Thursday, February 16, 2012

The Weekly Puritan: Longing for Heaven


Have you ever noticed that secular books and movies about heaven don’t have anything to do with Jesus? Heaven is supposed to be like a trip to Mardi Gras or like entering a witness protection program. Lots of adventure and new experiences. But no Jesus.

We believe that heaven will include adventure and new experiences. And thankfully it will mean a reunion with Christian loved ones who have gone on ahead. But preeminently, heaven is Christ.

I think that’s why the Psalmist said, Whom have I in heaven but you? And there is nothing on earth that I desire besides you (Psalm 73:24, ESV).

The Puritans knew this. I’ve been quoting from John Owen’s The Glory of Christ. Here’s another one about how our admiring Christ makes us long for heaven. (I’ve highlighted my favorite sentence in this paragraph.)
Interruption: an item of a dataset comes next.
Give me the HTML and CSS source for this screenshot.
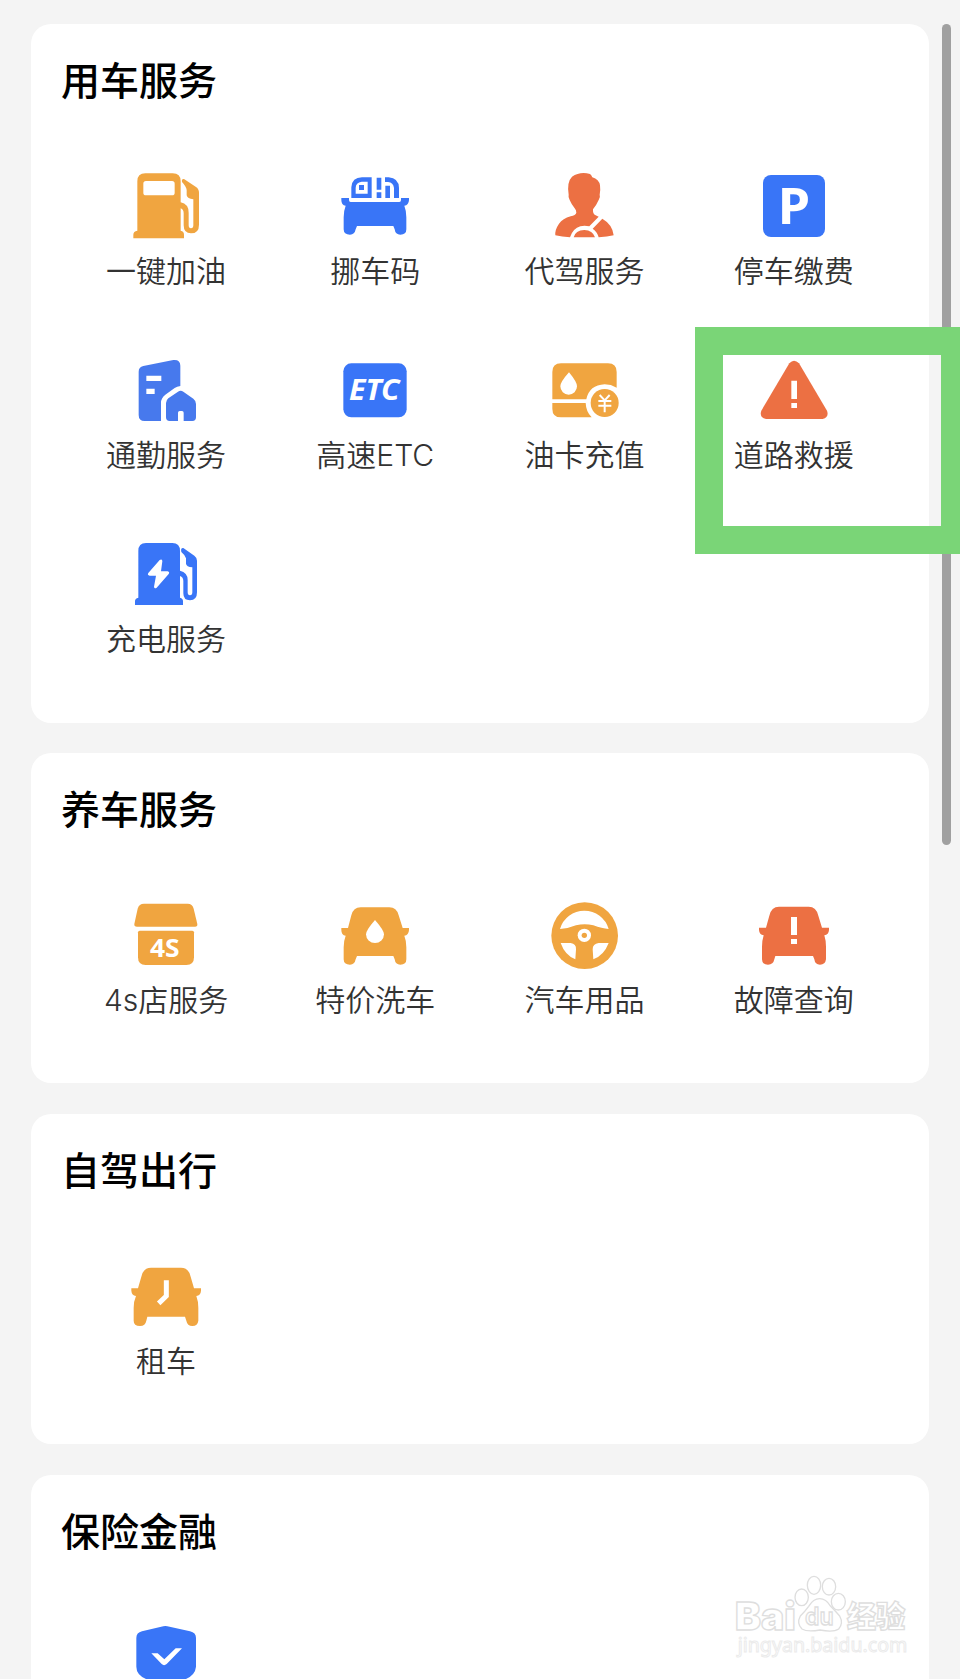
FILE: index.html
```html
<!DOCTYPE html>
<html lang="zh-CN">
<head>
    <meta charset="UTF-8">
    <meta name="viewport" content="width=device-width, initial-scale=1.0">
    <title>车主服务</title>
    <link rel="stylesheet" href="styles.css">
</head>
<body>
    <div class="container">
        <div class="card">
            <h2>用车服务</h2>
            <div class="service-list">
                <div class="service">
                    <svg class="icon orange" viewBox="18 18 240 240">
                        <path fill-rule="evenodd" d="M52 64Q52 40 76 40H158Q182 40 182 64V127Q206 132 206 158V196Q206 205 213 205Q220 205 220 196V118Q202 116 200 106V90Q199 80 186 66Q184 56 192 57L228 81Q237 87 237 98V194Q237 220 213 220Q191 220 191 196V160Q191 148 182 145V212Q192 214 192 224V235H40V224Q40 214 52 212ZM78 63Q70 63 70 71V98Q70 106 78 106H156Q164 106 164 98V71Q164 63 156 63Z"/>
                    </svg>
                    <span class="label">一键加油</span>
                </div>
                <div class="service">
                    <svg class="icon blue" viewBox="645 18 240 240">
                        <path fill-rule="evenodd" d="M694 114V82Q696 52 726 52H755V114ZM707 101H743V65H725Q707 67 707 84ZM717 75H732V90H717Z"/>
                        <path d="M770 53H784V89H770ZM770 97H784V114H770ZM796 77H810V114H796ZM795 52H806Q836 54 837 84V114H822V84Q820 67 804 66H795Z"/>
                        <path d="M664 114H687V120Q687 126 692 126H838Q843 126 843 120V114H867V120Q866 136 853 137Q859 152 859 172V208Q859 224 841 224Q826 224 824 208L820 198H711L707 208Q704 224 690 224Q671 224 671 208V172Q671 152 677 137Q664 136 664 120Z"/>
                    </svg>
                    <span class="label">挪车码</span>
                </div>
                <div class="service">
                    <svg class="icon red" viewBox="12 18 240 240">
                        <path d="M109 158Q109 150 104 145Q94 132 89 120Q84 111 86 104Q80 66 96 50Q120 34 150 42Q154 44 157 52Q177 58 180 76Q182 90 179 104Q182 112 176 120Q170 134 159 148Q158 160 164 164L176 170L148 199Q133 196 121 199Q99 205 90 232Q66 231 46 226Q44 210 57 191Q68 176 92 169Q107 166 109 158Z"/>
                        <path d="M187 176Q218 194 221 226Q202 231 176 232Q172 216 158 206ZM101 232Q106 211 133 210Q158 211 165 232Z"/>
                    </svg>
                    <span class="label">代驾服务</span>
                </div>
                <div class="service">
                    <svg class="icon blue" viewBox="639 18 240 240">
                        <rect x="669" y="45" width="186" height="186" rx="24"/>
                        <text class="icon-text" x="713" y="192" font-size="150" textLength="97" lengthAdjust="spacingAndGlyphs">P</text>
                    </svg>
                    <span class="label">停车缴费</span>
                </div>
                <div class="service">
                    <svg class="icon navy" viewBox="18 15 240 240">
                        <path fill-rule="evenodd" d="M56 80Q56 66 70 63L160 45Q181 43 181 62V123Q171 124 164 129L136 149Q123 159 123 173V228H74Q56 228 56 210ZM79 92V108H124V92ZM79 131V147H104V131Z"/>
                        <path d="M138 174Q138 166 145 160L174 140Q182 135 190 140L220 161Q228 167 228 177V217Q228 228 217 228H191V203Q191 198 186 198H179Q174 198 174 203V228H149Q138 228 138 217Z"/>
                    </svg>
                    <span class="label">通勤服务</span>
                </div>
                <div class="service">
                    <svg class="icon blue" viewBox="645 15 240 240">
                        <rect x="670" y="55" width="190" height="162" rx="24"/>
                        <text class="icon-text slanted" x="687" y="166" font-size="84" textLength="152" lengthAdjust="spacingAndGlyphs">ETC</text>
                    </svg>
                    <span class="label">高速ETC</span>
                </div>
                <div class="service">
                    <svg class="icon orange" viewBox="12 15 240 240">
                        <path fill-rule="evenodd" d="M37 81Q37 55 63 55H204Q230 55 230 81V128Q213 118 194 118Q148 120 139 163H37ZM87 82Q61 111 61 124A25 25 0 0 0 111 124Q111 111 87 82Z"/>
                        <path d="M37 174H137Q138 200 155 217H63Q37 217 37 191Z"/>
                        <circle cx="194" cy="174" r="42"/>
                        <path class="line thin" d="M179 150L194 166L209 150M194 166V202M175 168H214M175 182H214"/>
                    </svg>
                    <span class="label">油卡充值</span>
                </div>
                <div class="service">
                    <svg class="icon red" viewBox="639 15 240 240">
                        <path d="M748 55Q762 40 777 55L861 197Q868 216 848 222H678Q657 217 664 197Z"/>
                        <path class="white" d="M754 107H771V162H754ZM754 174H771V189H754Z"/>
                    </svg>
                    <span class="label">道路救援</span>
                </div>
                <div class="service">
                    <svg class="icon blue" viewBox="18 12 240 240">
                        <path d="M55 63Q55 39 78 39H157Q180 39 180 63V122Q203 127 203 150V187Q203 196 210 196Q217 196 217 187V112Q199 110 198 101V85Q196 76 184 66Q181 53 190 54L223 77Q231 83 231 92V187Q231 211 210 211Q190 211 190 190V153Q190 141 180 138V203Q189 205 189 213V225H45V213Q45 205 55 203Z"/>
                        <path class="white" d="M119 90Q127 86 127 94L123 124H143Q150 126 146 132L110 173Q103 178 102 170L108 137H89Q81 135 85 129Z"/>
                    </svg>
                    <span class="label">充电服务</span>
                </div>
            </div>
        </div>

        <div class="card">
            <h2>养车服务</h2>
            <div class="service-list">
                <div class="service">
                    <svg class="icon orange" viewBox="18 15 240 240">
                        <path d="M53 56Q57 41 72 41H203Q217 41 221 56L232 102Q233 110 225 110H51Q42 110 43 102Z"/>
                        <path d="M59 122H217Q222 122 222 127V202Q222 225 199 225H77Q54 225 54 202V127Q54 122 59 122Z"/>
                        <text class="icon-text" x="90" y="201" font-size="75" textLength="89" lengthAdjust="spacingAndGlyphs">4S</text>
                    </svg>
                    <span class="label">4s店服务</span>
                </div>
                <div class="service">
                    <svg class="icon orange" viewBox="645 15 240 240">
                        <path d="M694 76Q700 52 722 52H808Q830 52 836 76L848 114H867V120Q866 136 853 137Q859 152 859 172V208Q859 224 841 224Q826 224 824 208L820 198H711L707 208Q704 224 690 224Q671 224 671 208V172Q671 152 677 137Q664 136 664 120V114H684Z"/>
                        <path class="white" d="M765 90Q738 121 738 133A27 26 0 0 0 792 133Q792 121 765 90Z"/>
                    </svg>
                    <span class="label">特价洗车</span>
                </div>
                <div class="service">
                    <svg class="icon orange" viewBox="12 15 240 240">
                        <circle cx="134" cy="137" r="100"/>
                        <path class="white" d="M60 117A76 76 0 0 1 206 117Q186 116 160 106Q134 99 108 106Q84 116 60 117ZM62 159H92Q109 161 108 178L106 208Q75 196 62 159ZM206 159H176Q158 161 158 178L160 208Q192 196 206 159Z"/>
                        <circle class="white" cx="133" cy="136" r="20"/>
                        <circle cx="133" cy="136" r="8"/>
                    </svg>
                    <span class="label">汽车用品</span>
                </div>
                <div class="service">
                    <svg class="icon red" viewBox="639 15 240 240">
                        <path d="M688 77Q694 50 717 50H806Q829 50 835 77L846 113H867V120Q866 134 853 136Q858 152 858 170V208Q856 224 840 224Q825 224 823 208L819 198H706L703 208Q700 224 684 224Q666 224 666 208V170Q666 152 671 136Q658 134 657 120V113H678Z"/>
                        <path class="white" d="M753 81H771V135H753ZM753 147H771V162H753Z"/>
                    </svg>
                    <span class="label">故障查询</span>
                </div>
            </div>
        </div>

        <div class="card">
            <h2>自驾出行</h2>
            <div class="service-list">
                <div class="service">
                    <svg class="icon orange" viewBox="18 3 240 240">
                        <path d="M64 65Q70 38 93 38H183Q206 38 212 65L222 100H243V107Q242 121 229 123Q235 139 235 158V197Q233 213 217 213Q202 213 199 197L195 185H82L79 197Q76 213 60 213Q41 213 41 197V158Q41 139 48 123Q35 121 34 107V100H54Z"/>
                        <path class="line" d="M139 76V123L116 145"/>
                    </svg>
                    <span class="label">租车</span>
                </div>
            </div>
        </div>

        <div class="card">
            <h2>保险金融</h2>
            <div class="service-list">
                <div class="service">
                    <svg class="icon blue" viewBox="18 21 240 240">
                        <path d="M130 49Q136 47 142 49L210 64Q228 68 228 84V170Q226 194 198 207L138 234L78 207Q49 194 49 170V84Q49 68 66 64Z"/>
                        <path class="white" d="M94 130H113L133 148L167 115H186L140 162Q132 169 125 162Z"/>
                    </svg>
                </div>
            </div>
        </div>
    </div>

    <div class="scrollbar"></div>
    <div class="highlight"></div>

    <svg class="watermark" viewBox="0 0 720 357">
        <text class="brand" x="45" y="209" font-size="116" textLength="182" lengthAdjust="spacingAndGlyphs">Bai</text>
        <ellipse cx="245" cy="112" rx="20" ry="25"/>
        <ellipse cx="282" cy="76" rx="20" ry="27"/>
        <ellipse cx="327" cy="80" rx="20" ry="25"/>
        <ellipse cx="355" cy="125" rx="21" ry="25"/>
        <path d="M299 116Q318 116 332 139Q345 152 359 168Q371 190 356 207Q340 218 300 210Q262 217 246 207Q229 190 241 168Q255 154 266 139Q280 116 299 116Z"/>
        <text class="brand du" x="255" y="196" font-size="72" textLength="86" lengthAdjust="spacingAndGlyphs">du</text>
        <text class="brand" x="380" y="202" font-size="88" textLength="176" lengthAdjust="spacingAndGlyphs">经验</text>
        <text class="url" x="53" y="277" font-size="58" textLength="509" lengthAdjust="spacingAndGlyphs">jingyan.baidu.com</text>
    </svg>
</body>
</html>
```

FILE: styles.css
```css
* {
    box-sizing: border-box;
}

body {
    position: relative;
    font-family: Inter, 'Noto Sans CJK SC', sans-serif;
    background: #f4f4f4;
    color: #333;
    margin: 0;
    height: 1679px;
    overflow: hidden;
}

.container {
    display: flex;
    flex-direction: column;
    gap: 30.4px;
    height: 1679px;
    padding: 24px 31px 0;
    overflow: hidden;
}

.card {
    flex-shrink: 0;
    background: #fff;
    border-radius: 20px;
    padding: 27px 30px 4.5px;
}

h2 {
    margin: 0;
    font-family: 'Noto Sans CJK SC', sans-serif;
    font-size: 39px;
    line-height: 54px;
    font-weight: 500;
    color: #000;
}

.service-list {
    display: grid;
    grid-template-columns: repeat(4, 209.2px);
    grid-auto-rows: 184px;
    padding-top: 61px;
}

.service {
    display: flex;
    flex-direction: column;
    align-items: center;
}

.icon {
    width: 80px;
    height: 80px;
}

.orange {
    fill: #f0a540;
}

.blue {
    fill: #3975f7;
}

.navy {
    fill: #4779ed;
}

.red {
    fill: #ec7043;
}

.white {
    fill: #fff;
}

.line {
    fill: none;
    stroke: #fff;
    stroke-width: 15;
}

.thin {
    stroke-width: 6;
}

.icon-text {
    font-family: 'Noto Sans', sans-serif;
    font-weight: bold;
    fill: #fff;
}

.slanted {
    font-style: italic;
}

.label {
    padding-left: 1px;
    font-size: 30px;
    line-height: 51px;
    font-weight: 350;
    white-space: nowrap;
}

.scrollbar {
    position: absolute;
    top: 24px;
    left: 942px;
    width: 9px;
    height: 821px;
    border-radius: 5px;
    background: #a0a0a0;
}

/* green frame over the rescue entry */
.highlight {
    position: absolute;
    top: 326.5px;
    left: 695px;
    width: 274px;
    height: 227px;
    border: 28px solid #7ad577;
}

.watermark {
    position: absolute;
    top: 1560px;
    left: 720px;
    width: 240px;
    height: 119px;
    fill: #fff;
    stroke: #dedede;
    stroke-width: 4;
}

.brand {
    font-family: Inter, 'Noto Sans CJK SC', sans-serif;
    font-weight: 900;
}

.du {
    font-weight: 600;
}

.url {
    font-family: 'Noto Sans', sans-serif;
    stroke: #ebebeb;
    stroke-width: 3;
}
```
We ‘who have the first-fruits of the Spirit, even we groan within ourselves, eagerly waiting for the adoption, the redemption of our body’ (Rom. 8:23). The more we grow in faith and spiritual light, the more we groan for deliverance. The nearer we are to heaven and to Christ, the more earnest is our desire to be there, and to be with Christ. Groaning implies a strong desire, mixed with sorrow, because we do not yet have what we long for. The desire has sorrow in it, but the sorrow has joy in it, like a heavy shower of rain falling on us on a Spring day while we are in a garden. We get wet, but when we smell and see what the shower has done, we are happy even though we groan because we are soaked through! So groaning shows we long to be delivered from our present state and be lifted up to that heavenly glorious state (p. 105).